As you applied the layers, sometimes I began to have the impression that, paradoxically, colours have almost disappeared. Broken areas were unable to defend themselves in color terms.

For the time being, I’ve put a lid on it. I think that my most recent work reveals that I’m trying to return to some form of imaging. In the past I focused on creating a decorative area on which some reality could emerge in the second layout, however, now I consider that it wouldn’t be a bad thing to again focus on making things immediately legible, with colour only playing a secondary role. So that colours diffuse in subsequent layouts, but at first glance it would be clear what is in question.
Recently, I’ve been regularly meeting the guys who have studios on Wenceslas Square, and we’ve been discussing painting. There’s nothing better than flicking through books. Like the one that was published some time last year and costs about two and a half thousand crowns. Four of us went through it together. Vladimír Skrepl, Honza Šerých, me, Petr Pastrnák… and it was great. Perhaps the best thing about it was that we all had something to say.

Does that mean that a community is emerging?

I’m sure I’m speaking for the guys too when I say that we’ve increasingly felt we’re struggling for the same thing. And that’s what I like about it since we can help each other out and move on. It’s mutual competitiveness, and that’s good.

And where does this competitiveness stem from?

Maybe it’s merely down to the fact that our studios are in such close proximity and it’s not hard to go round to each other’s place.
In Brno I had the impression that the other exhibits didn’t go with the pictures. They suddenly seemed somewhat frivolous, while the painting had such an edge …

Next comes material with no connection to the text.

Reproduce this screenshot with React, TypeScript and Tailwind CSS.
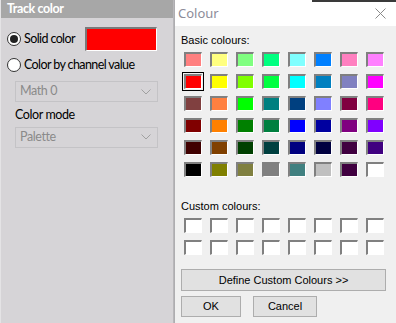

I like both exhibits, the Home Gallery and Brno. I’d agree that the Brno exhibition was somehow a bit limp. It’s probably my fault that I wasn’t able to put my foot down and get rid of a few things. But I had to work with the movables over there, which I couldn’t just discard. I tried to sort it out somehow and in the final analysis this was the best I could have done.

Last year you prepared an exhibition in your studio. But on the day of the scheduled opening the floods hit Prague and no one could cross the Vltava. You wanted to repeat the exhibition. This year you’re talking about another one. What draws you to this?

I have to say that I’ve been increasingly seeking the type of presentation whereby I know exactly what the limits are. That’s why I’m now attracted by the offer to exhibit in the cafe of the Industrial Palace. I know what’s possible and now it’s up to me to put the finishing touches to it. It’s similar with the exhibitions here. My friends come over and I show them what I’ve been doing. I know it well here, having been here a long time, and my pictures still hang here. So after some time I’ll find the best places for them.

In fact design again?

Well, there is a little design in it again. Maybe it’s the cross I have to bear.